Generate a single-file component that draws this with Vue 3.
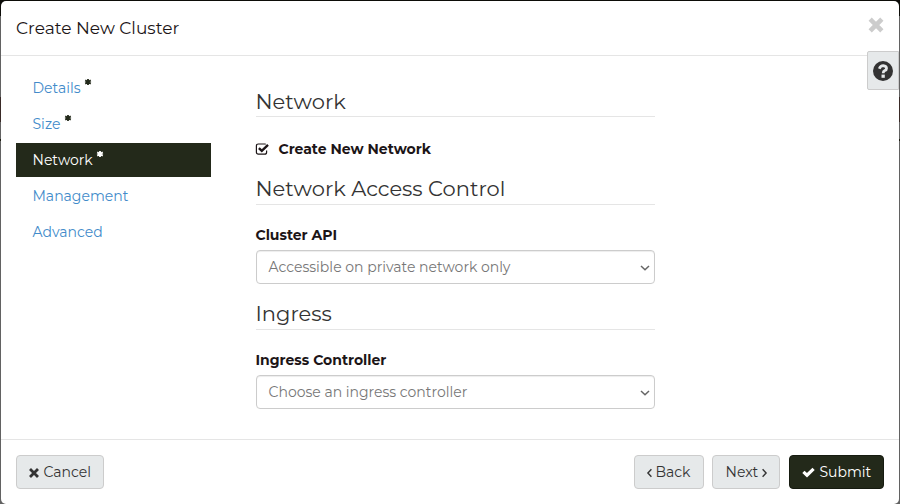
<script setup>
const tabs = [
  { name: 'Details', required: true },
  { name: 'Size', required: true },
  { name: 'Network', required: true, active: true },
  { name: 'Management' },
  { name: 'Advanced' },
]
</script>

<template>
  <div class="backdrop">
    <div class="modal">
      <header class="modal-header">
        <h1>Create New Cluster</h1>
        <svg class="close" viewBox="0 0 14 14"><path d="M2.8 2.8 L11.2 11.2 M11.2 2.8 L2.8 11.2" /></svg>
      </header>

      <div class="modal-body">
        <nav>
          <a v-for="tab in tabs" :key="tab.name" :class="{ active: tab.active }">
            <span>{{ tab.name }}</span>
            <svg v-if="tab.required" class="star" viewBox="0 0 6 6"><path d="M3 0 V6 M.2 1.4 L5.8 4.6 M5.8 1.4 L.2 4.6" /></svg>
          </a>
        </nav>
        <main>
          <h2 class="h-network">Network</h2>
          <label class="check">
            <svg viewBox="0 0 14 12">
              <path class="box" d="M10.6 7.4 V9.2 Q10.6 11.2 8.6 11.2 H2.4 Q.4 11.2 .4 9.2 V3 Q.4 1 2.4 1 H8.6 Q9.3 1 9.7 1.3" />
              <path class="tick" d="M2.9 5.1 L5.8 7.9 L12 1.9" />
            </svg>
            <span>Create New Network</span>
          </label>
          <h2>Network Access Control</h2>
          <label class="field-label">Cluster API</label>
          <div class="select">
            <span>Accessible on private network only</span>
            <svg viewBox="0 0 10 6"><path d="M1 1 L5 4.8 L9 1" /></svg>
          </div>
          <h2 class="h-ingress">Ingress</h2>
          <label class="field-label">Ingress Controller</label>
          <div class="select">
            <span>Choose an ingress controller</span>
            <svg viewBox="0 0 10 6"><path d="M1 1 L5 4.8 L9 1" /></svg>
          </div>
        </main>
      </div>

      <footer>
        <button class="cancel">
          <svg class="times" viewBox="0 0 10 10"><path d="M2 2 L8 8 M8 2 L2 8" /></svg>
          <span>Cancel</span>
        </button>
        <button class="back">
          <svg class="angle" viewBox="0 0 5 8"><path d="M4.4 .3 L.9 4 L4.4 7.7" /></svg>
          <span>Back</span>
        </button>
        <button class="next">
          <span>Next</span>
          <svg class="angle" viewBox="0 0 5 8"><path d="M.6 .3 L4.1 4 L.6 7.7" /></svg>
        </button>
        <button class="submit">
          <svg class="ok" viewBox="0 0 13 10"><path d="M1.4 4.8 L5 8.2 L11.6 1.8" /></svg>
          <span>Submit</span>
        </button>
      </footer>

      <button class="help">
        <svg viewBox="0 0 20 20">
          <circle cx="10" cy="10" r="10" />
          <path d="M6.3 7.7 Q7.5 4.7 10.2 4.7 Q13.5 5 13.5 7.4 Q13.5 8.8 11.8 9.6 Q10.2 10.4 10.2 12.3" />
          <rect x="8.5" y="13.6" width="3.3" height="3.2" />
        </svg>
      </button>
    </div>
  </div>
</template>

<style>
body { overflow: hidden; }
</style>

<style scoped>
* { box-sizing: border-box; }
.backdrop {
  width: 900px; height: 504px; padding: 1px 1px 0;
  background: linear-gradient(#0c0c08 0 16px, #626262 16px 97px, #392a27 97px 122px, #626262 122px 139px, #1c1c10 139px 141px, #626262 141px);
  font: 14px/20px Montserrat, Inter, sans-serif;
  color: #333;
}
.modal { position: relative; height: 503px; display: flex; flex-direction: column; background: #fff; border-radius: 5px; }
.modal-header { display: flex; justify-content: space-between; height: 55px; padding: 15px 16px 0 15px; border-bottom: 1px solid #e5e5e5; }
h1 { margin: 0; font-size: 17px; line-height: 25px; font-weight: 400; color: #1c1517; }
svg { display: block; flex: none; overflow: visible; }
path { fill: none; stroke: currentColor; }
.close { width: 14px; height: 14px; margin-top: 2px; color: #ccc; }
.close path { stroke-width: 4.6; stroke-linecap: square; stroke-linejoin: round; }
.modal-body { flex: 1; display: flex; padding: 15px 15px 0; }
nav { width: 195px; display: flex; flex-direction: column; gap: 2px; }
nav a { display: flex; height: 34px; padding: 7px 16.5px; color: #428bca; }
nav .active { background: #23291a; color: #fff; }
.star { width: 6px; height: 6px; margin: 0.5px 0 0 4.4px; color: #23291a; }
.active .star { color: #fff; }
.star path { stroke-width: 1.8; }
main { width: 399px; margin-left: 45px; display: flex; flex-direction: column; }
h2 { margin: 0; height: 29px; border-bottom: 1px solid #e5e5e5; font-size: 21px; line-height: 26px; font-weight: 400; text-indent: -0.5px; }
.h-network { margin-top: 17px; line-height: 28px; }
.check { display: flex; height: 20px; margin: 22px 0 17px; color: #1c1517; font-weight: 700; }
.check svg { width: 14px; height: 12px; margin: 4px 8.5px 0 0; }
.box { stroke-width: 1.2; }
.tick { stroke-width: 2.4; }
.field-label { height: 20px; margin: 20px 0 5px; font-weight: 700; color: #1c1517; text-indent: -0.5px; }
.select { display: flex; justify-content: space-between; align-items: center; height: 34px; padding: 0 4px 0 11.5px; border: 1px solid #ccc; border-radius: 4px; box-shadow: inset 0 1px 1px rgba(0,0,0,.075); color: #777; }
.select svg { width: 10px; height: 6px; margin-top: 1px; color: #666; }
.select path { stroke-width: 1.5; }
.h-ingress { margin-top: 17px; }
footer { display: flex; height: 65px; padding: 15px; border-top: 1px solid #e5e5e5; }
button { display: flex; align-items: center; height: 34px; padding: 0 12px; border: 1px solid #ccc; border-radius: 4px; background: #e6e9ea; color: #333; font: inherit; }
.cancel { width: 88px; margin-right: auto; }
.times { width: 10px; height: 10px; margin: 1px 4.5px 0 0; }
.times path { stroke-width: 2.8; stroke-linecap: square; }
.back { width: 70px; margin-right: 8px; }
.next { width: 68px; margin-right: 9px; padding-left: 12.5px; }
.submit { width: 95px; background: #23291a; border-color: #161b10; color: #fff; }
.angle { width: 5px; height: 8px; margin-top: 1px; }
.angle path { stroke-width: 1.4; }
.back .angle { margin-right: 3.5px; }
.next .angle { margin-left: 4px; }
.ok { width: 13px; height: 10px; margin-right: 4.5px; }
.ok path { stroke-width: 3.2; }
.help { position: absolute; right: 0; top: 50px; width: 32px; height: 39px; padding: 0 5px; border-radius: 2px 0 0 2px; }
.help svg { width: 20px; height: 20px; }
.help circle { fill: #333; }
.help path { stroke: #e6e9ea; stroke-width: 2.8; }
.help rect { fill: #e6e9ea; }
span { white-space: nowrap; }
</style>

··········

● To be done
Working from the material above, transcribe it exactly while omitting pictures.

● Response to this task
Generate a single-file component that draws this with Vue 3.
<script setup>
const tabs = [
  { name: 'Details', required: true },
  { name: 'Size', required: true },
  { name: 'Network', required: true, active: true },
  { name: 'Management' },
  { name: 'Advanced' },
]
</script>

<template>
  <div class="backdrop">
    <div class="modal">
      <header class="modal-header">
        <h1>Create New Cluster</h1>
        <svg class="close" viewBox="0 0 14 14"><path d="M2.8 2.8 L11.2 11.2 M11.2 2.8 L2.8 11.2" /></svg>
      </header>

      <div class="modal-body">
        <nav>
          <a v-for="tab in tabs" :key="tab.name" :class="{ active: tab.active }">
            <span>{{ tab.name }}</span>
            <svg v-if="tab.required" class="star" viewBox="0 0 6 6"><path d="M3 0 V6 M.2 1.4 L5.8 4.6 M5.8 1.4 L.2 4.6" /></svg>
          </a>
        </nav>
        <main>
          <h2 class="h-network">Network</h2>
          <label class="check">
            <svg viewBox="0 0 14 12">
              <path class="box" d="M10.6 7.4 V9.2 Q10.6 11.2 8.6 11.2 H2.4 Q.4 11.2 .4 9.2 V3 Q.4 1 2.4 1 H8.6 Q9.3 1 9.7 1.3" />
              <path class="tick" d="M2.9 5.1 L5.8 7.9 L12 1.9" />
            </svg>
            <span>Create New Network</span>
          </label>
          <h2>Network Access Control</h2>
          <label class="field-label">Cluster API</label>
          <div class="select">
            <span>Accessible on private network only</span>
            <svg viewBox="0 0 10 6"><path d="M1 1 L5 4.8 L9 1" /></svg>
          </div>
          <h2 class="h-ingress">Ingress</h2>
          <label class="field-label">Ingress Controller</label>
          <div class="select">
            <span>Choose an ingress controller</span>
            <svg viewBox="0 0 10 6"><path d="M1 1 L5 4.8 L9 1" /></svg>
          </div>
        </main>
      </div>

      <footer>
        <button class="cancel">
          <svg class="times" viewBox="0 0 10 10"><path d="M2 2 L8 8 M8 2 L2 8" /></svg>
          <span>Cancel</span>
        </button>
        <button class="back">
          <svg class="angle" viewBox="0 0 5 8"><path d="M4.4 .3 L.9 4 L4.4 7.7" /></svg>
          <span>Back</span>
        </button>
        <button class="next">
          <span>Next</span>
          <svg class="angle" viewBox="0 0 5 8"><path d="M.6 .3 L4.1 4 L.6 7.7" /></svg>
        </button>
        <button class="submit">
          <svg class="ok" viewBox="0 0 13 10"><path d="M1.4 4.8 L5 8.2 L11.6 1.8" /></svg>
          <span>Submit</span>
        </button>
      </footer>

      <button class="help">
        <svg viewBox="0 0 20 20">
          <circle cx="10" cy="10" r="10" />
          <path d="M6.3 7.7 Q7.5 4.7 10.2 4.7 Q13.5 5 13.5 7.4 Q13.5 8.8 11.8 9.6 Q10.2 10.4 10.2 12.3" />
          <rect x="8.5" y="13.6" width="3.3" height="3.2" />
        </svg>
      </button>
    </div>
  </div>
</template>

<style>
body { overflow: hidden; }
</style>

<style scoped>
* { box-sizing: border-box; }
.backdrop {
  width: 900px; height: 504px; padding: 1px 1px 0;
  background: linear-gradient(#0c0c08 0 16px, #626262 16px 97px, #392a27 97px 122px, #626262 122px 139px, #1c1c10 139px 141px, #626262 141px);
  font: 14px/20px Montserrat, Inter, sans-serif;
  color: #333;
}
.modal { position: relative; height: 503px; display: flex; flex-direction: column; background: #fff; border-radius: 5px; }
.modal-header { display: flex; justify-content: space-between; height: 55px; padding: 15px 16px 0 15px; border-bottom: 1px solid #e5e5e5; }
h1 { margin: 0; font-size: 17px; line-height: 25px; font-weight: 400; color: #1c1517; }
svg { display: block; flex: none; overflow: visible; }
path { fill: none; stroke: currentColor; }
.close { width: 14px; height: 14px; margin-top: 2px; color: #ccc; }
.close path { stroke-width: 4.6; stroke-linecap: square; stroke-linejoin: round; }
.modal-body { flex: 1; display: flex; padding: 15px 15px 0; }
nav { width: 195px; display: flex; flex-direction: column; gap: 2px; }
nav a { display: flex; height: 34px; padding: 7px 16.5px; color: #428bca; }
nav .active { background: #23291a; color: #fff; }
.star { width: 6px; height: 6px; margin: 0.5px 0 0 4.4px; color: #23291a; }
.active .star { color: #fff; }
.star path { stroke-width: 1.8; }
main { width: 399px; margin-left: 45px; display: flex; flex-direction: column; }
h2 { margin: 0; height: 29px; border-bottom: 1px solid #e5e5e5; font-size: 21px; line-height: 26px; font-weight: 400; text-indent: -0.5px; }
.h-network { margin-top: 17px; line-height: 28px; }
.check { display: flex; height: 20px; margin: 22px 0 17px; color: #1c1517; font-weight: 700; }
.check svg { width: 14px; height: 12px; margin: 4px 8.5px 0 0; }
.box { stroke-width: 1.2; }
.tick { stroke-width: 2.4; }
.field-label { height: 20px; margin: 20px 0 5px; font-weight: 700; color: #1c1517; text-indent: -0.5px; }
.select { display: flex; justify-content: space-between; align-items: center; height: 34px; padding: 0 4px 0 11.5px; border: 1px solid #ccc; border-radius: 4px; box-shadow: inset 0 1px 1px rgba(0,0,0,.075); color: #777; }
.select svg { width: 10px; height: 6px; margin-top: 1px; color: #666; }
.select path { stroke-width: 1.5; }
.h-ingress { margin-top: 17px; }
footer { display: flex; height: 65px; padding: 15px; border-top: 1px solid #e5e5e5; }
button { display: flex; align-items: center; height: 34px; padding: 0 12px; border: 1px solid #ccc; border-radius: 4px; background: #e6e9ea; color: #333; font: inherit; }
.cancel { width: 88px; margin-right: auto; }
.times { width: 10px; height: 10px; margin: 1px 4.5px 0 0; }
.times path { stroke-width: 2.8; stroke-linecap: square; }
.back { width: 70px; margin-right: 8px; }
.next { width: 68px; margin-right: 9px; padding-left: 12.5px; }
.submit { width: 95px; background: #23291a; border-color: #161b10; color: #fff; }
.angle { width: 5px; height: 8px; margin-top: 1px; }
.angle path { stroke-width: 1.4; }
.back .angle { margin-right: 3.5px; }
.next .angle { margin-left: 4px; }
.ok { width: 13px; height: 10px; margin-right: 4.5px; }
.ok path { stroke-width: 3.2; }
.help { position: absolute; right: 0; top: 50px; width: 32px; height: 39px; padding: 0 5px; border-radius: 2px 0 0 2px; }
.help svg { width: 20px; height: 20px; }
.help circle { fill: #333; }
.help path { stroke: #e6e9ea; stroke-width: 2.8; }
.help rect { fill: #e6e9ea; }
span { white-space: nowrap; }
</style>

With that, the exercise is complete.